我被带进了山体深处,那条通道,我想我一开始并没有走过----当然我并不确定,因为这时候我的大脑一片空白。
我仅仅是意识到一点,那就是,控制剑士,抓住我的那个家伙,我是认识的。
他就是那位警察,那位如同我命里魔障一般的警察。
先是出现在公寓的楼道里,后是出现在南区派出所。
就是他!
只是,林菀曾经对我说过“腐面黑血蛭”的问题,我不确定这张脸是否就是他的真实面容。
我不住的穿着粗气,心跳很快,有些喘不过气来。
黑暗中,那警察却再次开口,说道:“你不用紧张,我不会杀你,我只是想弄清楚一些事情而已。”
“你……”
“呵呵,补充一下,是在弄清楚那些事之前,我不会杀你。”那名“警察”说道。
“混蛋……”我咬牙说道,“你们,杀的人,还不少么……”
“这只是人类进步的代价而已。”那人淡淡的说,“之前我已经向你解释过了,不是么?”
“你……就是那个……梁文辉……你易容了……”我嘶声说。
“那位叫林菀的研究员一定跟你提过有关腐面黑血蛭的事情吧。”警察笑道,“没错,你们猜的一点都没有错,我们的确已经掌握了用腐面黑血蛭来易容的技术。不过,比起你身上的秘密,这一切都不过是雕虫小技而已,也就仅仅能骗过如魏国栋那般的庸才而已。”
“你们和张楚勾结……”
“什么?哈哈,你说什么?”这个时候,我已经被带进了一个略显宽阔的空间之中,这像是一个小房间,但是若偏要说是房间的话,却又有些过分简陋。有不少照明装置----手电筒、精密的小灯、甚至是微型台灯----总之,似乎所有一切能照明的东西,都用十分简陋的办法被嵌在了墙壁之上。房间的中间辟出一块方形如床一般的地界,只是由于处在潮湿的山洞内土壤之上,因此这张“床”也显得凹凸不平。

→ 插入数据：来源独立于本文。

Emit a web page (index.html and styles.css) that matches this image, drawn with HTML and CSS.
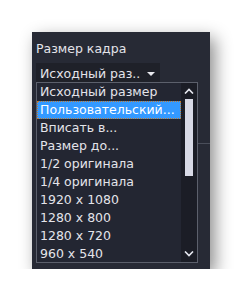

房间的四角都沾着卫兵,从他们带着血丝的双眼中,我看出,他们应该都是感染者,只是还有精神意识的感染者而已。
我被安置在那“土床”之上,警察在我身旁踱步,他的脸上似乎带着嘲讽,说道:“你刚才说什么?我和张楚勾结?是谁告诉你的?和你一起逃走的那位告诉你的?”
“你……什么意思……”我忽然觉得情况不太对劲。
“我倒是希望能喝张楚这样的人勾结。”那“警察”说道,“那样我做事能免去很多麻烦……只可惜,那根本不可能……”那人一面开口说话,一面在我毫无力气的手上绑橡皮管子。还不住的拍打我的手臂,这动作,和我生病的时候,在医院,医生给我注射吊针的时候是一样的。他要给我注射什么?!我越发的紧张起来,却根本无力反抗。
他继续说道:“张楚的妻子和刚满月的女儿都是死在教会和感染者手里的,你要他和教会联合?纵然是我给他下药,让他也变成感染者,他也绝对不会和教会联合的。”
“你……”我感觉浑身都要颤抖起来。
“倒是那位林菀……自己已经人人喊打了,却还是不愿意从善如流,加入教会,只把唯一的希望寄托在你的身上,实在有些可笑。”警察说道。
“你到底在说些什么?!”
“你没看出来么?林菀已经是一名感染者了。”警察说道,“没有药物维持的身体根本支撑不了多久。”
“她……”
“张楚想要通过她来破解感染者的基因密码,所以把她抓起来当试验品,呵呵,可惜还是让她跑啦。”警察说道,“张楚这个人很厉害,却总是过分自信,如果不是轻敌的话,当年第六哨塔的战斗,也不会打的那么艰难。”
我已然不知道该说什么。
此刻的我,完全是案上鱼肉,任人宰割。
一股冰凉之感蔓延我的手臂,我只觉得血管里像是被注入了冰水一般。
“你在我身体里打什么?!”
“打什么?”警察看了我一眼,笑着说,“你放心,这东西对身体无害,我只是想追踪确定一件事而已。”
“追踪……无害……”
我忽然觉得,这样的话,似乎曾经有人对我说过。
而且,也是在几乎相同的境况下。
林菀?!
没错,这句话是林菀对我说的,当时,她也在向我体内注射某种药剂,她告诉我,她在追踪和确认某件事情。只是等我醒来的时候,林菀已经失踪了,而且我也已经被张楚的人秘密监控了起来。到底是什么?到底是什么事情,让林菀和这个“警察”都这么在意,这么上心。我的体内到底有什么样的秘密?